**DIRECTION**
In the records below, begin at the line that has "Rebuild this table" and stop after the line that has "string; value?: string"; quote those lines verbatim and nothing more.

**DATA FOR THIS TASK**
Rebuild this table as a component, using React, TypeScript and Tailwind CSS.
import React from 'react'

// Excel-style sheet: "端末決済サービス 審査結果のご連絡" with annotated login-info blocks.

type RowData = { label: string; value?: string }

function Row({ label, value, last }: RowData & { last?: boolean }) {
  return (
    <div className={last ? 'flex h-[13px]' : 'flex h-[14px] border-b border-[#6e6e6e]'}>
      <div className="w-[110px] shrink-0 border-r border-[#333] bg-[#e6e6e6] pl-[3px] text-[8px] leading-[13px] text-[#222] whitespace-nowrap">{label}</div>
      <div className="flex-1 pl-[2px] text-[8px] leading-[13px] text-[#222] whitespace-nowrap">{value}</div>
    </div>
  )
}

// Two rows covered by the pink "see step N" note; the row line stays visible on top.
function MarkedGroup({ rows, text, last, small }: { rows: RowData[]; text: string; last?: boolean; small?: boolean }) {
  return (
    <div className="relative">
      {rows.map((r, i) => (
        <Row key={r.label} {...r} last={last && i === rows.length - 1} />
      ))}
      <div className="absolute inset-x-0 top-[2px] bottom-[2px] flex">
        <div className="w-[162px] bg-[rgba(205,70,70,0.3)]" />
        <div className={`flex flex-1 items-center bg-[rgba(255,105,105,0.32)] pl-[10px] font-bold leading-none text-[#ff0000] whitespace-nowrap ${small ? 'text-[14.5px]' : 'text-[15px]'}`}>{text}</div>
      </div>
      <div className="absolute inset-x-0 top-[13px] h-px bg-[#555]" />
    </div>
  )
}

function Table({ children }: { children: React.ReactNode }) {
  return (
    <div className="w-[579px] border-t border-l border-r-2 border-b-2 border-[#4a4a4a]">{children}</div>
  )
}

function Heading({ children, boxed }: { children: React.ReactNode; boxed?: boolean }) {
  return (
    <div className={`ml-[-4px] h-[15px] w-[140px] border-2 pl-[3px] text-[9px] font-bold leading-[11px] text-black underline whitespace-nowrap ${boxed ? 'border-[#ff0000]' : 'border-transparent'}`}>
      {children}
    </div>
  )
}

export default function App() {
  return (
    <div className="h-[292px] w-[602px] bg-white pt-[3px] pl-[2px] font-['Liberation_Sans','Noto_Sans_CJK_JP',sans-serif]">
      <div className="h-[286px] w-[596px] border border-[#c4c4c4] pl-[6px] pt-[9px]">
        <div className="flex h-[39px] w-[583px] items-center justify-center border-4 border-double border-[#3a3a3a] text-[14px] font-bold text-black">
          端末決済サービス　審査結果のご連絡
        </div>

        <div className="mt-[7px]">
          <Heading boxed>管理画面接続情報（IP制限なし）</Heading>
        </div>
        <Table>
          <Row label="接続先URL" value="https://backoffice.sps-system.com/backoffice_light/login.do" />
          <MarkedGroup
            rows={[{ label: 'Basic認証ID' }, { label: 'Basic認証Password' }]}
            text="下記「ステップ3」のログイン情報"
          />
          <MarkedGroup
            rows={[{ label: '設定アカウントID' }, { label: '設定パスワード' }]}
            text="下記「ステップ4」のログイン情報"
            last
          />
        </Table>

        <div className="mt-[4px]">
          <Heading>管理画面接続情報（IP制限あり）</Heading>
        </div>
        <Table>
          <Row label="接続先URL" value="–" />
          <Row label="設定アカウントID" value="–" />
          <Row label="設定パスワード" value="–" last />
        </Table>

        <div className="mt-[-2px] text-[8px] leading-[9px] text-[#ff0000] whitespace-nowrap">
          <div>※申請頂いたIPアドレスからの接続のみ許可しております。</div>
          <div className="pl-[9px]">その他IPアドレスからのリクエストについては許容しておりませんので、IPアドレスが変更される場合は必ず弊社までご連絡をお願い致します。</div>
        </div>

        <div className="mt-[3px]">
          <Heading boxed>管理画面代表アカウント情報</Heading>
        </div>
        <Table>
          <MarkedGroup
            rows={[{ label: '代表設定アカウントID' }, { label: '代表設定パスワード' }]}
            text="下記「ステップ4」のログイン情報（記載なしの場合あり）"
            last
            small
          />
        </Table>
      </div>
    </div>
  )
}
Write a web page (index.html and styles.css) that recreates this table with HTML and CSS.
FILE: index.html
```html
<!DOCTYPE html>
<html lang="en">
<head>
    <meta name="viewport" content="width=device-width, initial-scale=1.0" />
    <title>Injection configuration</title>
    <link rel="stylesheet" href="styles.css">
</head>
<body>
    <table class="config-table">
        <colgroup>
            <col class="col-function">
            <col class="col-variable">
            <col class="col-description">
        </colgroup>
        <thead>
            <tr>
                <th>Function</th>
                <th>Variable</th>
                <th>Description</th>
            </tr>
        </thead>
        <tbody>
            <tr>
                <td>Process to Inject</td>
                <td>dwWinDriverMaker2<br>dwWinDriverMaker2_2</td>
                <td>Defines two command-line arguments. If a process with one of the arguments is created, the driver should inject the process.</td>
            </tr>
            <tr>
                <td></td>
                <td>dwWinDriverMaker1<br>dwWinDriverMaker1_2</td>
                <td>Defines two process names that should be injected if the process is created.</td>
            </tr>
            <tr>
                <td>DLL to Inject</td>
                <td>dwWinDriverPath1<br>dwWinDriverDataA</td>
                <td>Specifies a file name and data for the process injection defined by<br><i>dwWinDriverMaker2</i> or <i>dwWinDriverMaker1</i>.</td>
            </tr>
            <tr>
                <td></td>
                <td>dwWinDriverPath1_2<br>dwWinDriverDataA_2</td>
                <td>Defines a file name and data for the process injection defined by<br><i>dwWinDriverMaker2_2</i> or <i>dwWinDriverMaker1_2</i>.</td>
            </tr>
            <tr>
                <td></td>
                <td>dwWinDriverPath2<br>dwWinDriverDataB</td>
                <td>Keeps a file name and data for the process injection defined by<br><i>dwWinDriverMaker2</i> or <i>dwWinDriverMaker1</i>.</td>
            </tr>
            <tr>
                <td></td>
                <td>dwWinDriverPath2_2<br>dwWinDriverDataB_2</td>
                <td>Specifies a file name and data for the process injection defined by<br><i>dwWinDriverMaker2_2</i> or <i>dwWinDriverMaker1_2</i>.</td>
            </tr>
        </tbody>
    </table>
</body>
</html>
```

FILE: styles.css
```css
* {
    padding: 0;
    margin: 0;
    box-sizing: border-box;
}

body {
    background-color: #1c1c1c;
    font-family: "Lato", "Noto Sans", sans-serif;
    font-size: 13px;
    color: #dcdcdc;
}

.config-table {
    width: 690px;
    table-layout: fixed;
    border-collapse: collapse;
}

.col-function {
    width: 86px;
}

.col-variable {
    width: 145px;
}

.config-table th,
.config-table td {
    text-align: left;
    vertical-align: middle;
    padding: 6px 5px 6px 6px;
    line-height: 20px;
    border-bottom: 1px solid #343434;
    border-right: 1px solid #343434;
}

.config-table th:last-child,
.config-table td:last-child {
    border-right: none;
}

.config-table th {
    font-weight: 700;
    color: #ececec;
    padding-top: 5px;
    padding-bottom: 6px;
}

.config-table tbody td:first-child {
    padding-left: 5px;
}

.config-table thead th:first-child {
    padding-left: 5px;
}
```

---

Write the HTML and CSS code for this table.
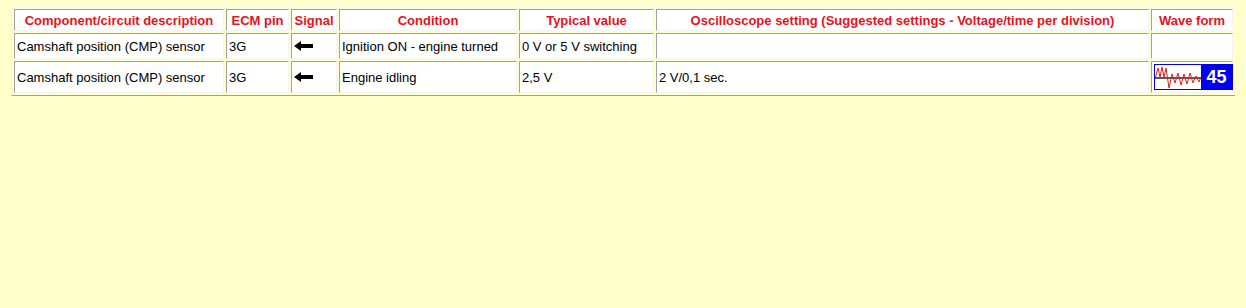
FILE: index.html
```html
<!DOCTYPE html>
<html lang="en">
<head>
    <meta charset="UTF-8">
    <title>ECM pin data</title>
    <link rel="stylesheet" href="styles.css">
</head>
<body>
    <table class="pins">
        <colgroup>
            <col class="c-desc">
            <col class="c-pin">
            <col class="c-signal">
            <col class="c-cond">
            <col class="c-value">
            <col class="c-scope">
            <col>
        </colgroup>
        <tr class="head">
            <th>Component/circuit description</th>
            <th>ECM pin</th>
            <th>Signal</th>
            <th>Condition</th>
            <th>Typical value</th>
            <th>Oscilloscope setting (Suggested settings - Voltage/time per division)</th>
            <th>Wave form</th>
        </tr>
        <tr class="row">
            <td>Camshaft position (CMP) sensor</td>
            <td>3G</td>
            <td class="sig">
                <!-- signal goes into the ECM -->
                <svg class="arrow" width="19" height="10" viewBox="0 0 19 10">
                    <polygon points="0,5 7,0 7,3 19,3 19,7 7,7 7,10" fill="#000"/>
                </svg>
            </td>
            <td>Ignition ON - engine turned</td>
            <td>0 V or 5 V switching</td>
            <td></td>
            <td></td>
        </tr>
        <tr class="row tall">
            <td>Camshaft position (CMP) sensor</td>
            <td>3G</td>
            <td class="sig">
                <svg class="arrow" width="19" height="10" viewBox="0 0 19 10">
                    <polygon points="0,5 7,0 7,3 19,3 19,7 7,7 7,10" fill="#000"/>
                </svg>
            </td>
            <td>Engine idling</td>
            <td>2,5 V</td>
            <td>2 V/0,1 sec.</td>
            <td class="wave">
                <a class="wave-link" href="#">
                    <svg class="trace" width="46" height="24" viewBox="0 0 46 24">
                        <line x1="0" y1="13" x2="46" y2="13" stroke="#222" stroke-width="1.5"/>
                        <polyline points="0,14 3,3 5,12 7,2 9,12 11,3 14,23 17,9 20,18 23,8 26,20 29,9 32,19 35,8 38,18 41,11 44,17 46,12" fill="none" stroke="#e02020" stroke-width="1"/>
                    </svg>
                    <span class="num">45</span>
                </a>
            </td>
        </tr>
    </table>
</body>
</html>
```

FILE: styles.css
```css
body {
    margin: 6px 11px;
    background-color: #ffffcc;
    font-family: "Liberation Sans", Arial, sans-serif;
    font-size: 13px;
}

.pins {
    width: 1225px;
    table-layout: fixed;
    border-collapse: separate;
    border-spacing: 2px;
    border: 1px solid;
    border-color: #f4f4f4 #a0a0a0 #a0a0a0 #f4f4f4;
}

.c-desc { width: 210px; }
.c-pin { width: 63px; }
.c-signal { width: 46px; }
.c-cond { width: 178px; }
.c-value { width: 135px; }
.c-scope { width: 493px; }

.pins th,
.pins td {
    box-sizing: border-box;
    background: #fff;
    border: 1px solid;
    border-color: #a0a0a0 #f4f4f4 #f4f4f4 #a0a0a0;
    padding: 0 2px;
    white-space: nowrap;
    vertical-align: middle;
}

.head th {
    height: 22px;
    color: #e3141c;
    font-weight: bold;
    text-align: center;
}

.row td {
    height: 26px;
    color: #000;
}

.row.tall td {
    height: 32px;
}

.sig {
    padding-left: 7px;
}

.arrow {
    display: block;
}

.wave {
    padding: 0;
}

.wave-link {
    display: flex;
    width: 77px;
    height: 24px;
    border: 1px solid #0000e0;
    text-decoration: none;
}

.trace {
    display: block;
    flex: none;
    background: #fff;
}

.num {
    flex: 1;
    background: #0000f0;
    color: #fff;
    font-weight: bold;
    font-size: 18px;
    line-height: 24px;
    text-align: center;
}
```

**SOLVED EXERCISE**
Rebuild this table as a component, using React, TypeScript and Tailwind CSS.
import React from 'react'

// Excel-style sheet: "端末決済サービス 審査結果のご連絡" with annotated login-info blocks.

type RowData = { label: string; value?: string }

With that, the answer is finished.